With only one day to spare, and a few failure-to-book-bus-in-advance related gliches leading to a very expensive six-hour taxi ride (!) Woody and I were soon headed back north. No time to visit the University of North Texas’ environmental philosophy field station as I had hoped, nor take a voyage up the Beagle Canal to muse on Darwin’s journey and visit the penguin colonies. Sigh. I did have a very lovely reunion with Neda before I left, though. AND a truly wonderful three days on a boat through the Patagonian Fjords (mostly hidden by rain but still fabulous) where I fulfilled a promise to myself that I would do absolutely nothing but watch the mountains slide by and reread 100 Years of Solitude. And eat the unexpectedly good food that arrived three times a day, every day! Real, actual vegetables were involved…..
From there, various buses took us – sorry Woody, being crammed into the luggage hold with your wheels removed was less than ideal – to Valparaiso, where I am now, trying to do everything I need to do that involves emails and wifi before boarding my cargo ship home tomorrow. The cargo industry as a whole has a huge environmental impact, but crossing the Atlantic by cargo ship still has a much lower cargo footprint than the equivalent plane journey.
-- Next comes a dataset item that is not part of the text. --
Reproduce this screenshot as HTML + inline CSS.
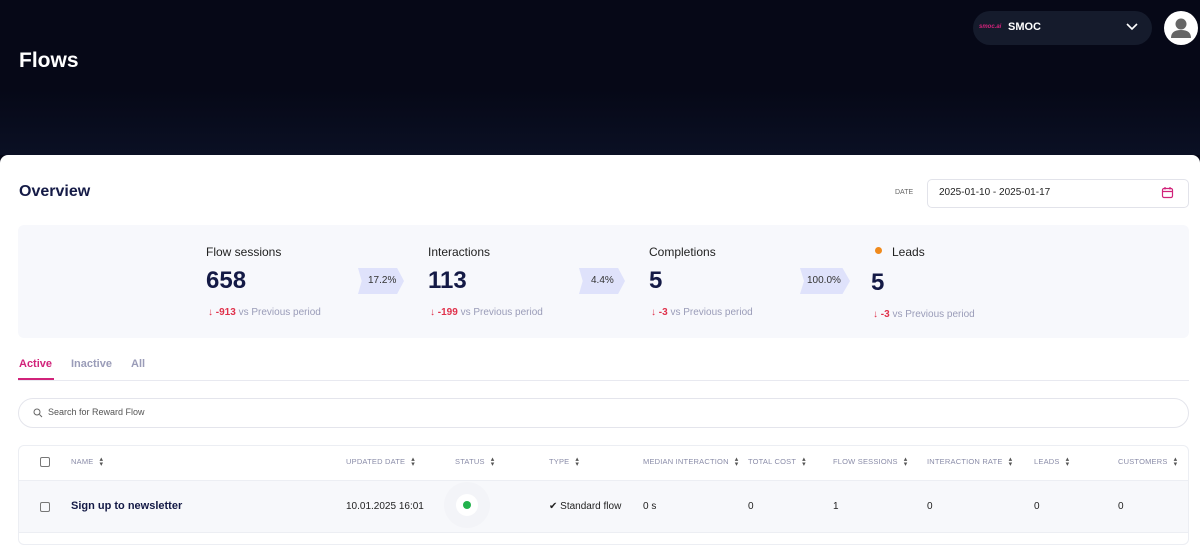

And the voyage, via the Panama Canal, which Chris and I visited and were fascinated by right back at the beginning, will take a month….. a great time to begin the much bigger challenge of writing the book.
It has been an amazing journey, in so many ways. I haven’t really begun to think about everything I’ve seen and learned or to take in that the cycling part of it is over. At this point I am still utterly delighted to be not cycling! I don’t think it will be long, though, before the allure of the road, of being out there, with huge spaces behind and in front and not knowing where I will be at the end of the day; with the freedom that wild camping gives you and coming out of the tent at night to see fox eyes and the fabulously chaotic southern hemisphere stars; with all the encounters with people and places and creatures and plants, from the mundane to the intensely significant; with the constant hunger and real, deep joy from food and water and shade and shelter and rest that is so hard to stay in touch with in the ‘normal’ world; before all of that pulls at me again. I am going to have to relearn how to live in a stationary house, and how to interact with other humans on a regular basis and beyond a request for a place to sleep or for rice and eggs. And how to decide what to wear when you have more than two t-shirts to choose from.
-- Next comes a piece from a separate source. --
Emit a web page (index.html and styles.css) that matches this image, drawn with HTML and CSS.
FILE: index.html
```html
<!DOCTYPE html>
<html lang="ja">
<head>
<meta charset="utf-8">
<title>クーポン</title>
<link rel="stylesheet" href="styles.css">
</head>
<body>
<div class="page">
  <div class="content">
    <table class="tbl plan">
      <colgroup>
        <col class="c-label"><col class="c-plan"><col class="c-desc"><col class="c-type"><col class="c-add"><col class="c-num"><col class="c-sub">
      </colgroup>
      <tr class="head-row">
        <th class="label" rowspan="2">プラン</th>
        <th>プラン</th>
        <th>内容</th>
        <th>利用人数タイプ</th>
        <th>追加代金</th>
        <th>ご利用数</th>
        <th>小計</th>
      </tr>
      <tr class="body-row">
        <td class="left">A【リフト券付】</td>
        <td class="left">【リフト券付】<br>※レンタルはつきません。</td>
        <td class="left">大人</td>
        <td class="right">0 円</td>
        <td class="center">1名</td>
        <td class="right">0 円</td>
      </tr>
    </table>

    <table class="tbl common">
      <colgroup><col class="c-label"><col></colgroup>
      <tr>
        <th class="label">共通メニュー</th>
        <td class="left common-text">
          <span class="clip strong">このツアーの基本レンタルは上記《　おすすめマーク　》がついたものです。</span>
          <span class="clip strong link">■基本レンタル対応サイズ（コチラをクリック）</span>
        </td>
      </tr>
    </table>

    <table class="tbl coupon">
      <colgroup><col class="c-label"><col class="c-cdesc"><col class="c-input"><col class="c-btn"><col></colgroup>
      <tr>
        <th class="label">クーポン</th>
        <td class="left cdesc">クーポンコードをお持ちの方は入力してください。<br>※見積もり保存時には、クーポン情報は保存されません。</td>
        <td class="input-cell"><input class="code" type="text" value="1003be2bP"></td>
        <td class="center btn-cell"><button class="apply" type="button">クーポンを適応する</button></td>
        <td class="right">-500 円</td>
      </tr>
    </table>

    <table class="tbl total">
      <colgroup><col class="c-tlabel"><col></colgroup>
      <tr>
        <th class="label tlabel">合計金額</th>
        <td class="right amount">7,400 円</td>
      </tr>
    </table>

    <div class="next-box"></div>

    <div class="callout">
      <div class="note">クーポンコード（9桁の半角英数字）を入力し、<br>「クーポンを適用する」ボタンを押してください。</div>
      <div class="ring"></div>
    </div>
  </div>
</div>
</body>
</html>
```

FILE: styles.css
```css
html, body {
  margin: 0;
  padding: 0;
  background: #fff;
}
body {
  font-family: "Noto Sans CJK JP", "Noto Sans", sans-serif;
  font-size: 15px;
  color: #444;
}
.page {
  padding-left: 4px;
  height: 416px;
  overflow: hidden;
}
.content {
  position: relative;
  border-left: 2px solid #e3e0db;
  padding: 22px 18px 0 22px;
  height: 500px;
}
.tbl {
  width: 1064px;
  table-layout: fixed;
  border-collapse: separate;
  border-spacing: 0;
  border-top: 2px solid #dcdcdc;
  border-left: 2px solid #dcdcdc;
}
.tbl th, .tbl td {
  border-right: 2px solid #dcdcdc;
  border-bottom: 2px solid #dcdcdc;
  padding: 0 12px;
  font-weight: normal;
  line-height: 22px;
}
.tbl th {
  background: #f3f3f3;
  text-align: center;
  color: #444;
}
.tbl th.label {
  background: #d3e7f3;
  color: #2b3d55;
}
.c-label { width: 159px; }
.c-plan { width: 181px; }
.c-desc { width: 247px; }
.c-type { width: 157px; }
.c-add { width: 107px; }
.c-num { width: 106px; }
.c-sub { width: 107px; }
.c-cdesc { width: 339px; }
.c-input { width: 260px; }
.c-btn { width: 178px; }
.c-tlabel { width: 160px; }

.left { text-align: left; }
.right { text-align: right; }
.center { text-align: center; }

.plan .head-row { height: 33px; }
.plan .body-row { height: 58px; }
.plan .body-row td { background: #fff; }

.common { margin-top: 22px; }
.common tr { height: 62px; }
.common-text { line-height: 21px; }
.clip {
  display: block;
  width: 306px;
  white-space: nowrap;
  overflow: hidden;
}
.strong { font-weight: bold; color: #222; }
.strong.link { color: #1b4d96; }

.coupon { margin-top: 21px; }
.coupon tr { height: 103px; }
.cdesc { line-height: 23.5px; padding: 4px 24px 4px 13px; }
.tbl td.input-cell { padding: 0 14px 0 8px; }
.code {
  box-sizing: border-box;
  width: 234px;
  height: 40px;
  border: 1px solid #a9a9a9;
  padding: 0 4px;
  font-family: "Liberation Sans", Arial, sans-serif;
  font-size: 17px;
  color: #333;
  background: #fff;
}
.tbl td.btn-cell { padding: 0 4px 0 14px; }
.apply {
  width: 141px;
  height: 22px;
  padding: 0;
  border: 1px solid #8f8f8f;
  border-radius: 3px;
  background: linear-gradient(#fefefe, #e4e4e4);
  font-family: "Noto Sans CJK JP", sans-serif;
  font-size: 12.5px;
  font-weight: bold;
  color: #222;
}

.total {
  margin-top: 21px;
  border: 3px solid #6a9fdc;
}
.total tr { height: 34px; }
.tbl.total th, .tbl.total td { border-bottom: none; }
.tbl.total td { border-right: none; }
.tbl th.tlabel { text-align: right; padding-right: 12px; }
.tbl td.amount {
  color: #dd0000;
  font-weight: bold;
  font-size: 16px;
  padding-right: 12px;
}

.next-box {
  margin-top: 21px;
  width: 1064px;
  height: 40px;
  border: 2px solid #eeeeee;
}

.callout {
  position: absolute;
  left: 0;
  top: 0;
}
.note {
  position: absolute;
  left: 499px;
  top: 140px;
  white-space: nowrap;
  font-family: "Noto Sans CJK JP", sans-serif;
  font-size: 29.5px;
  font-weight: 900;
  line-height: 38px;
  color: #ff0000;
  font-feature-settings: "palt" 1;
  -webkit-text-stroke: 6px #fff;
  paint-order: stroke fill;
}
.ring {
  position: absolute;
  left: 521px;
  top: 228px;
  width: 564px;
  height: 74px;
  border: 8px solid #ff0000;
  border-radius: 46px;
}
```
Above everything, it’s the beginning of trying to figure out how to best to harness the story; to make the journey do its work as a piece of communication and fulfil the ‘adventure plus’ ambition of raising awareness and inspiring action on biodiversity loss. It’s The Life Cycle, after all…..
Thanks so much to everyone who has sent their comments and encouragement and support and news along the way. It’s made a huge difference. See you on the other side, soon!